Election of Leopold II as Holy Roman Emperor in 1790

The 1790 Holy Roman Empire imperial election was held on 30 September in Frankfurt. The winner was Grand Duke Leopold of the House of Habsburg, who assumed the title of Holy Roman Emperor.

Leopold succeeded his brother Joseph II, who died 20 February 1790. The election was uncontested, with Leopold securing unanimous support from the six voting prince-electors. The election occurred during the Great Turkish War and the early French Revolution.

==Background==
The Holy Roman Empire’s elective monarchy, codified by the Golden Bull of 1356, entrusted seven prince-electors to select the King of the Romans, typically crowned Holy Roman Emperor.

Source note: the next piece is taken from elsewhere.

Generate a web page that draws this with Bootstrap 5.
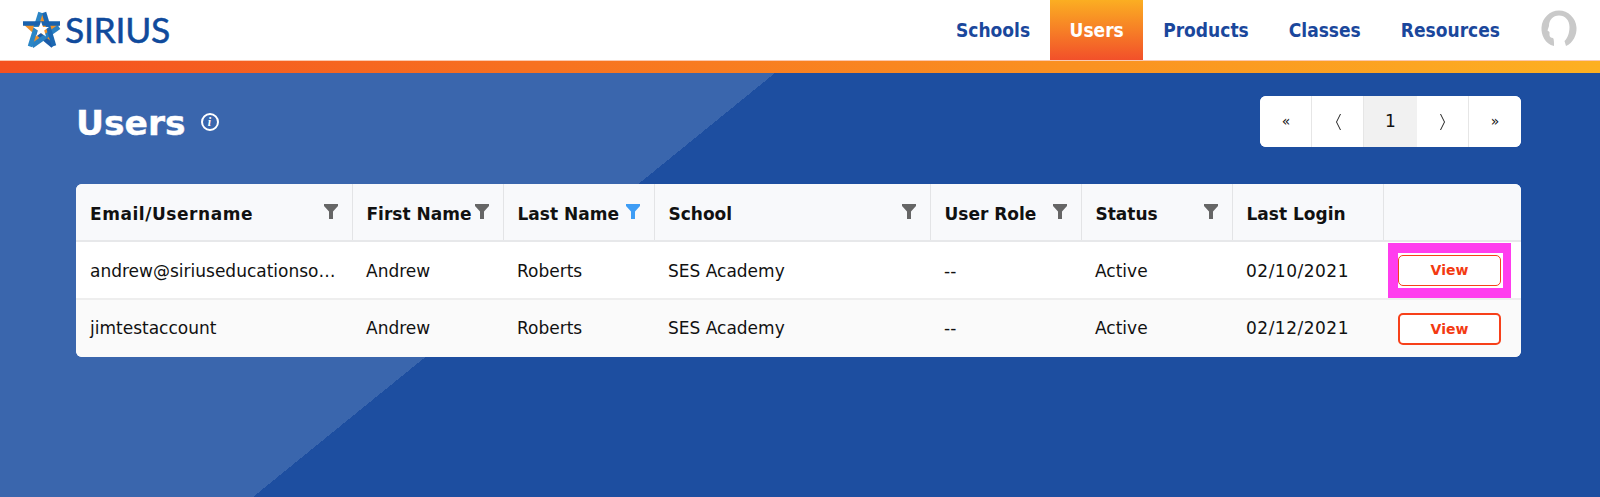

An Emperor with an adult son could summon the electors to formally elect his heir presumptive as King of the Romans, allowing the son to succeed the father as Emperor without further elections upon the father's death; Emperor Francis I had done this for his son Joseph in 1764, and Joseph became Emperor upon Francis's death the next year. However, when Joseph died in 1790, he had only daughters, and the throne became vacant, prompting a new election. Joseph’s reign had involved controversial reforms and the Great Turkish War against the Ottoman Empire, alongside tensions with revolutionary France. Joseph's brother Leopold, Grand Duke of Tuscany, was the sole candidate.

==Election results==
The election occurred in Frankfurt on 30 September 1790. Leopold, as King of Bohemia, abstained from voting to avoid a tie, per custom. The six voting electors unanimously chose Leopold, with no other candidates recorded. He was crowned King of the Romans in Frankfurt on 9 October 1790.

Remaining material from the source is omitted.